◆ Problem statement ◆
Without the pictures, repeat the listing character for character.

◆ Data section ◆
+---+
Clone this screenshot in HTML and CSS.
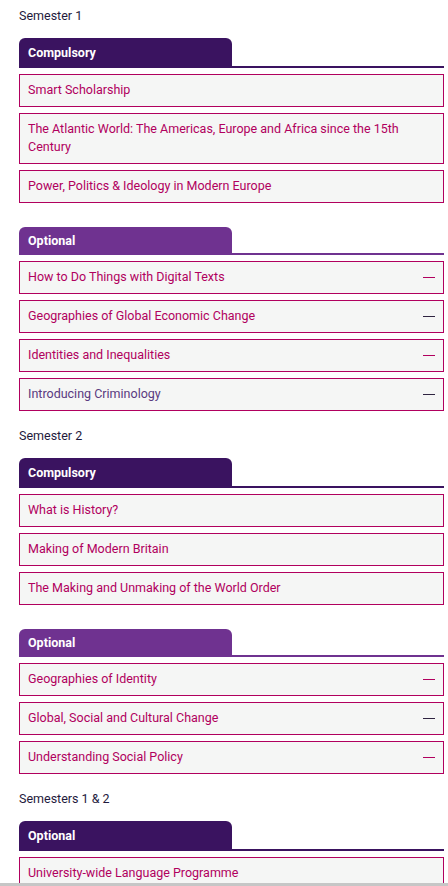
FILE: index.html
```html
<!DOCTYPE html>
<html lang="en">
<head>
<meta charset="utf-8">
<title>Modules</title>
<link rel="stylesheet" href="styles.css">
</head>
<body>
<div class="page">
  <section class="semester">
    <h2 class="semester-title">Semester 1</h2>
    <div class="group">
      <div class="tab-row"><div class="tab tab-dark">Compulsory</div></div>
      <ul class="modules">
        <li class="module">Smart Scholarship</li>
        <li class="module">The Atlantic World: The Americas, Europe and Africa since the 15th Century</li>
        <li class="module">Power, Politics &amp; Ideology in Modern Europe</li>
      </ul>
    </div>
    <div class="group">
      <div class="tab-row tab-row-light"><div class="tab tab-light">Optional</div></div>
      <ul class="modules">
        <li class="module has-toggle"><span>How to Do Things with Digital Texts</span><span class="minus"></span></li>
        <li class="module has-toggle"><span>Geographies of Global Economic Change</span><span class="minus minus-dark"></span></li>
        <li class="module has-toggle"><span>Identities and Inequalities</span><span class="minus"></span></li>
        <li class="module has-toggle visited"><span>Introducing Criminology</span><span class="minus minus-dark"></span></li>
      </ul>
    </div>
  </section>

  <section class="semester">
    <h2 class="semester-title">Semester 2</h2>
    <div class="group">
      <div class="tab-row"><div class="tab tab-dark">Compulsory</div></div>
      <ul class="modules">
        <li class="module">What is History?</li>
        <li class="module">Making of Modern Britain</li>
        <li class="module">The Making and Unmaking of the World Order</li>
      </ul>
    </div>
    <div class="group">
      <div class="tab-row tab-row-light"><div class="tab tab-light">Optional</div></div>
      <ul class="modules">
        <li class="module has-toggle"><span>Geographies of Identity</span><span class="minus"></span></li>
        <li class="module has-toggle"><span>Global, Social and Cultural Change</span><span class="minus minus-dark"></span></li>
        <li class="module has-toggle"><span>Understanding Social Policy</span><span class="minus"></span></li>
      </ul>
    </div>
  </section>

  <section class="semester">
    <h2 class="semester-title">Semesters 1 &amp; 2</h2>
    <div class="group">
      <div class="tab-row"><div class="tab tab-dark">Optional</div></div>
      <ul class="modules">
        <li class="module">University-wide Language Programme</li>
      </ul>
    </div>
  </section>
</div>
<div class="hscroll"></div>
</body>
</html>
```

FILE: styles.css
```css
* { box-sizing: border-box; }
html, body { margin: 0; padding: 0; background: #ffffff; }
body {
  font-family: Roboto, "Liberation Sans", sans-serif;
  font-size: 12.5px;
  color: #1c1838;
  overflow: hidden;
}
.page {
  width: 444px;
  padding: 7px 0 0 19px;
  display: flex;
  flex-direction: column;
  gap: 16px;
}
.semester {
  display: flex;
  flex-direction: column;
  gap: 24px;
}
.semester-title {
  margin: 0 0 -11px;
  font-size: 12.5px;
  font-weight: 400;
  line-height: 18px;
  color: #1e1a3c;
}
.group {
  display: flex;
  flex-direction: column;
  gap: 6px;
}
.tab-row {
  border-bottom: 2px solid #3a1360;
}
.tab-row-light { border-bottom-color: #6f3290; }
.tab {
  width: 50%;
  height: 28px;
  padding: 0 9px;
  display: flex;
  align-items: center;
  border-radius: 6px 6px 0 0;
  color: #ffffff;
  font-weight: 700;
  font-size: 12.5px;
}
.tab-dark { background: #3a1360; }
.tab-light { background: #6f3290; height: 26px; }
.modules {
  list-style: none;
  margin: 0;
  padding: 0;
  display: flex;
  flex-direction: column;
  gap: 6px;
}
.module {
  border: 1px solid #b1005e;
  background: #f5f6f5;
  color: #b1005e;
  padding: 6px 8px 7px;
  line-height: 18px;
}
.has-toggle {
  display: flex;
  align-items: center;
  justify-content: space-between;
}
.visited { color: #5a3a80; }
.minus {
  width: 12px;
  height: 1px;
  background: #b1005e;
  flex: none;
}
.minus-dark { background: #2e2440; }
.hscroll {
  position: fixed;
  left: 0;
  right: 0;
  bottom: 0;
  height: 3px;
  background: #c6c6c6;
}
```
+---+
◆ Response to this task ◆
Clone this screenshot in HTML and CSS.
FILE: index.html
```html
<!DOCTYPE html>
<html lang="en">
<head>
<meta charset="utf-8">
<title>Modules</title>
<link rel="stylesheet" href="styles.css">
</head>
<body>
<div class="page">
  <section class="semester">
    <h2 class="semester-title">Semester 1</h2>
    <div class="group">
      <div class="tab-row"><div class="tab tab-dark">Compulsory</div></div>
      <ul class="modules">
        <li class="module">Smart Scholarship</li>
        <li class="module">The Atlantic World: The Americas, Europe and Africa since the 15th Century</li>
        <li class="module">Power, Politics &amp; Ideology in Modern Europe</li>
      </ul>
    </div>
    <div class="group">
      <div class="tab-row tab-row-light"><div class="tab tab-light">Optional</div></div>
      <ul class="modules">
        <li class="module has-toggle"><span>How to Do Things with Digital Texts</span><span class="minus"></span></li>
        <li class="module has-toggle"><span>Geographies of Global Economic Change</span><span class="minus minus-dark"></span></li>
        <li class="module has-toggle"><span>Identities and Inequalities</span><span class="minus"></span></li>
        <li class="module has-toggle visited"><span>Introducing Criminology</span><span class="minus minus-dark"></span></li>
      </ul>
    </div>
  </section>

  <section class="semester">
    <h2 class="semester-title">Semester 2</h2>
    <div class="group">
      <div class="tab-row"><div class="tab tab-dark">Compulsory</div></div>
      <ul class="modules">
        <li class="module">What is History?</li>
        <li class="module">Making of Modern Britain</li>
        <li class="module">The Making and Unmaking of the World Order</li>
      </ul>
    </div>
    <div class="group">
      <div class="tab-row tab-row-light"><div class="tab tab-light">Optional</div></div>
      <ul class="modules">
        <li class="module has-toggle"><span>Geographies of Identity</span><span class="minus"></span></li>
        <li class="module has-toggle"><span>Global, Social and Cultural Change</span><span class="minus minus-dark"></span></li>
        <li class="module has-toggle"><span>Understanding Social Policy</span><span class="minus"></span></li>
      </ul>
    </div>
  </section>

  <section class="semester">
    <h2 class="semester-title">Semesters 1 &amp; 2</h2>
    <div class="group">
      <div class="tab-row"><div class="tab tab-dark">Optional</div></div>
      <ul class="modules">
        <li class="module">University-wide Language Programme</li>
      </ul>
    </div>
  </section>
</div>
<div class="hscroll"></div>
</body>
</html>
```

FILE: styles.css
```css
* { box-sizing: border-box; }
html, body { margin: 0; padding: 0; background: #ffffff; }
body {
  font-family: Roboto, "Liberation Sans", sans-serif;
  font-size: 12.5px;
  color: #1c1838;
  overflow: hidden;
}
.page {
  width: 444px;
  padding: 7px 0 0 19px;
  display: flex;
  flex-direction: column;
  gap: 16px;
}
.semester {
  display: flex;
  flex-direction: column;
  gap: 24px;
}
.semester-title {
  margin: 0 0 -11px;
  font-size: 12.5px;
  font-weight: 400;
  line-height: 18px;
  color: #1e1a3c;
}
.group {
  display: flex;
  flex-direction: column;
  gap: 6px;
}
.tab-row {
  border-bottom: 2px solid #3a1360;
}
.tab-row-light { border-bottom-color: #6f3290; }
.tab {
  width: 50%;
  height: 28px;
  padding: 0 9px;
  display: flex;
  align-items: center;
  border-radius: 6px 6px 0 0;
  color: #ffffff;
  font-weight: 700;
  font-size: 12.5px;
}
.tab-dark { background: #3a1360; }
.tab-light { background: #6f3290; height: 26px; }
.modules {
  list-style: none;
  margin: 0;
  padding: 0;
  display: flex;
  flex-direction: column;
  gap: 6px;
}
.module {
  border: 1px solid #b1005e;
  background: #f5f6f5;
  color: #b1005e;
  padding: 6px 8px 7px;
  line-height: 18px;
}
.has-toggle {
  display: flex;
  align-items: center;
  justify-content: space-between;
}
.visited { color: #5a3a80; }
.minus {
  width: 12px;
  height: 1px;
  background: #b1005e;
  flex: none;
}
.minus-dark { background: #2e2440; }
.hscroll {
  position: fixed;
  left: 0;
  right: 0;
  bottom: 0;
  height: 3px;
  background: #c6c6c6;
}
```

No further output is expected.